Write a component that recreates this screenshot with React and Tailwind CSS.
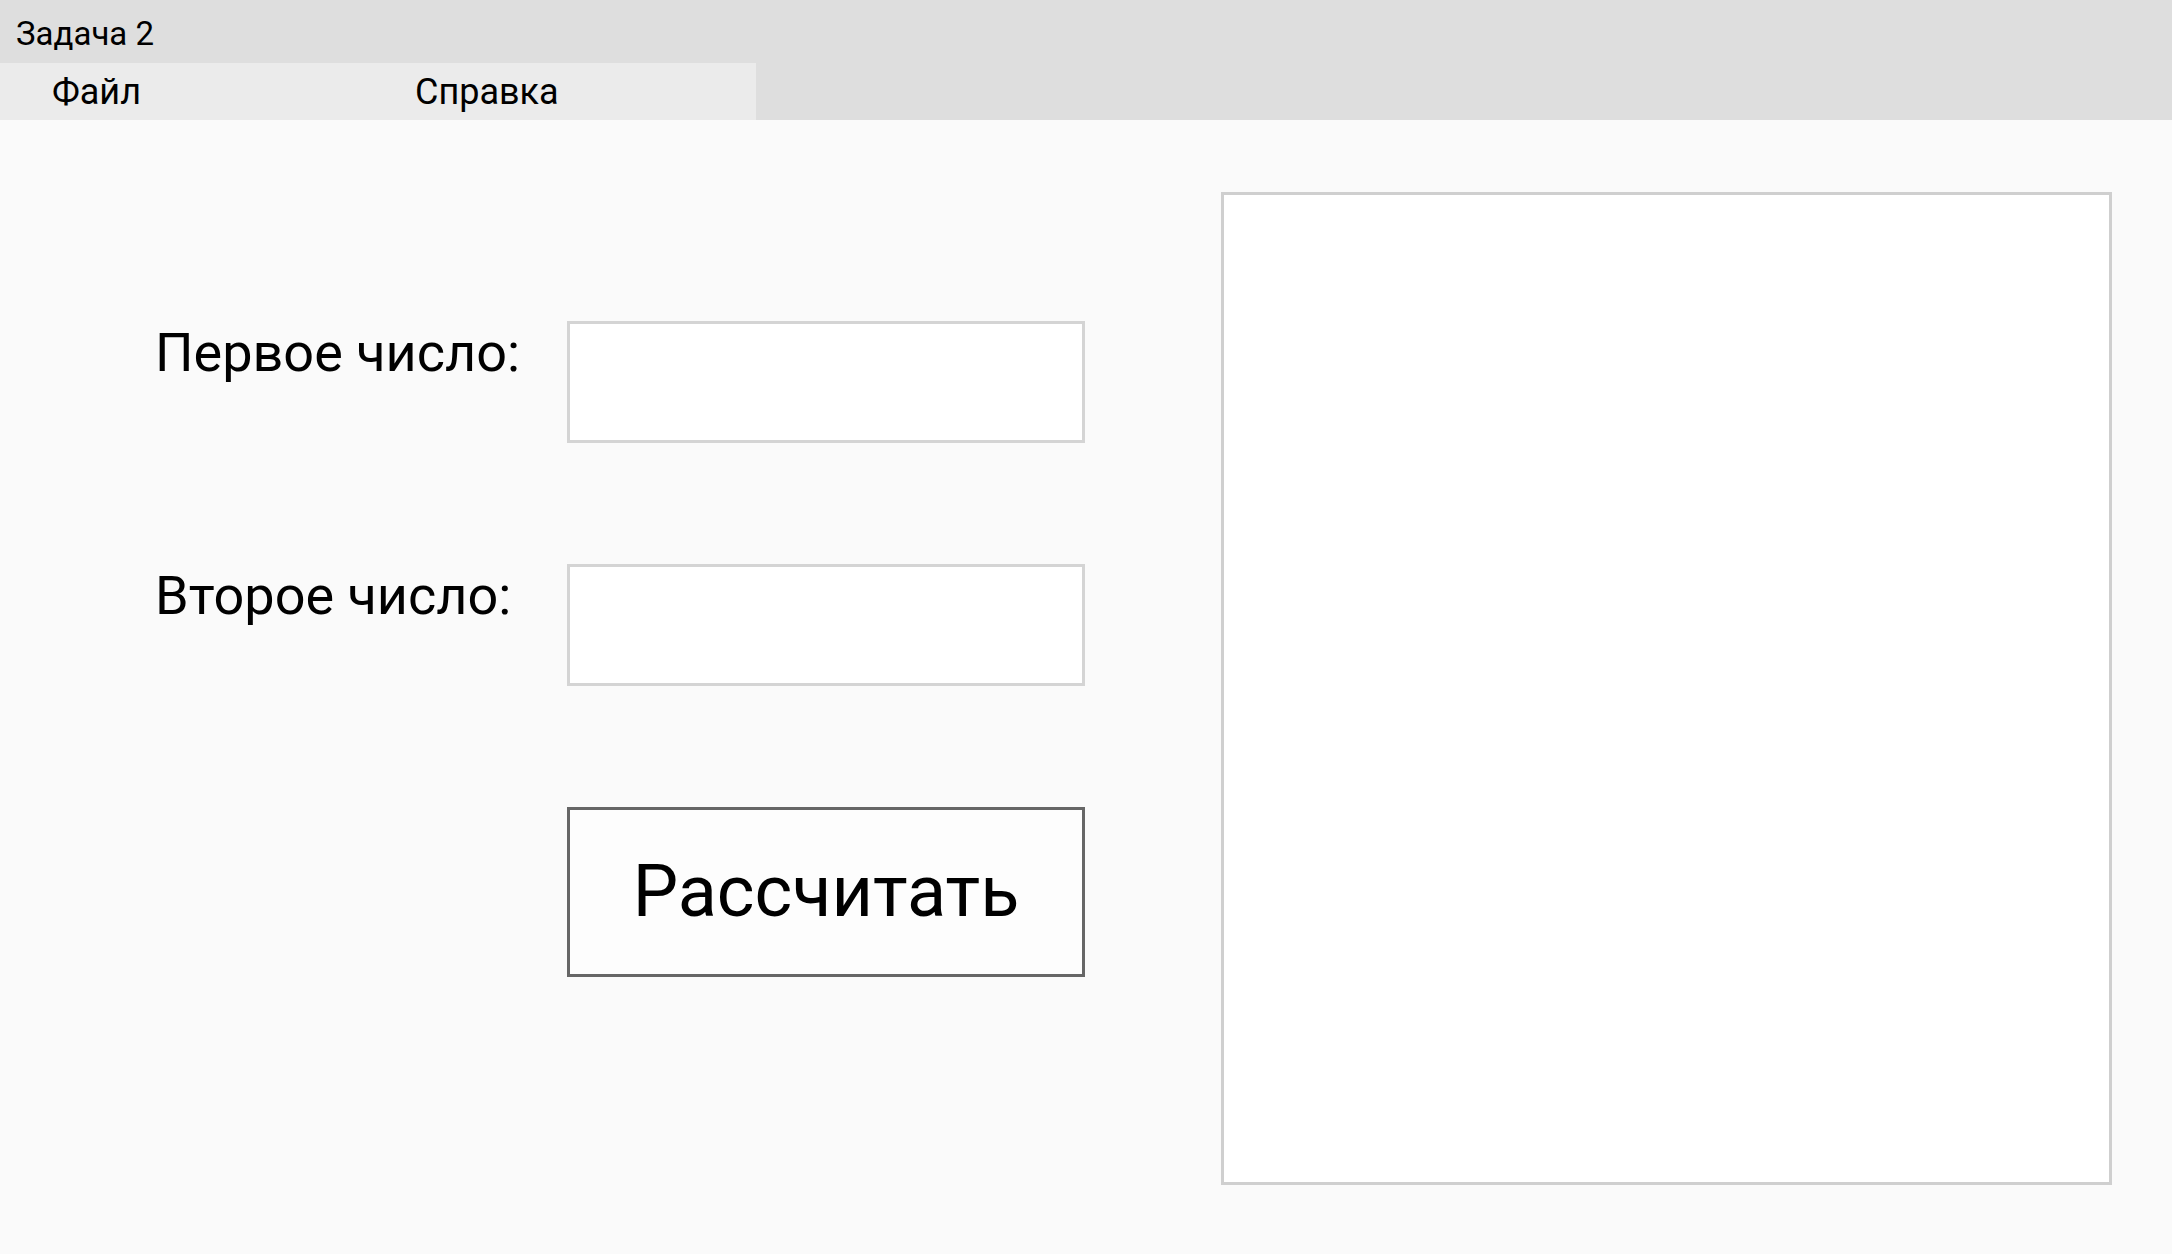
export default function App() {
  const field =
    "w-[518px] h-[122px] bg-white border-[3px] border-[#d4d4d4] outline-none px-4 text-[40px]"

  return (
    <div className="min-h-[1254px] w-full flex flex-col bg-[#fafafa] text-black font-['Roboto',sans-serif]">
      {/* Title bar */}
      <div className="h-[63px] bg-[#dedede] flex items-center pl-[16px] pt-[4px]">
        <span className="text-[33px] leading-none">Задача 2</span>
      </div>

      {/* Menu */}
      <div className="h-[57px] bg-[#dedede]">
        <div className="w-[756px] h-full bg-[#ebebeb] flex items-center">
          <span className="w-[363px] ml-[52px] text-[36px] leading-none">Файл</span>
          <span className="text-[36px] leading-none">Справка</span>
        </div>
      </div>

      {/* Content */}
      <div className="flex-1 flex">
        <div className="flex-1 pl-[155px] pt-[201px]">
          <div className="grid grid-cols-[412px_518px] gap-y-[121px]">
            <label className="mt-[5px] text-[54px] leading-none">Первое число:</label>
            <input className={field} />

            <label className="mt-[5px] text-[54px] leading-none">Второе число:</label>
            <input className={field} />

            <div />
            <button className="w-[518px] h-[170px] bg-[#fdfdfd] border-[3px] border-[#666666] text-[72px] leading-none flex items-center justify-center">
              Рассчитать
            </button>
          </div>
        </div>

        <div className="w-[891px] h-[993px] mt-[72px] mr-[60px] bg-white border-[3px] border-[#cfcfcf]" />
      </div>
    </div>
  )
}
—————
◆ Task: Copy the material above exactly and drop the pictures.

◆ Response to this exercise:
Write a component that recreates this screenshot with React and Tailwind CSS.
export default function App() {
  const field =
    "w-[518px] h-[122px] bg-white border-[3px] border-[#d4d4d4] outline-none px-4 text-[40px]"

  return (
    <div className="min-h-[1254px] w-full flex flex-col bg-[#fafafa] text-black font-['Roboto',sans-serif]">
      {/* Title bar */}
      <div className="h-[63px] bg-[#dedede] flex items-center pl-[16px] pt-[4px]">
        <span className="text-[33px] leading-none">Задача 2</span>
      </div>

      {/* Menu */}
      <div className="h-[57px] bg-[#dedede]">
        <div className="w-[756px] h-full bg-[#ebebeb] flex items-center">
          <span className="w-[363px] ml-[52px] text-[36px] leading-none">Файл</span>
          <span className="text-[36px] leading-none">Справка</span>
        </div>
      </div>

      {/* Content */}
      <div className="flex-1 flex">
        <div className="flex-1 pl-[155px] pt-[201px]">
          <div className="grid grid-cols-[412px_518px] gap-y-[121px]">
            <label className="mt-[5px] text-[54px] leading-none">Первое число:</label>
            <input className={field} />

            <label className="mt-[5px] text-[54px] leading-none">Второе число:</label>
            <input className={field} />

            <div />
            <button className="w-[518px] h-[170px] bg-[#fdfdfd] border-[3px] border-[#666666] text-[72px] leading-none flex items-center justify-center">
              Рассчитать
            </button>
          </div>
        </div>

        <div className="w-[891px] h-[993px] mt-[72px] mr-[60px] bg-white border-[3px] border-[#cfcfcf]" />
      </div>
    </div>
  )
}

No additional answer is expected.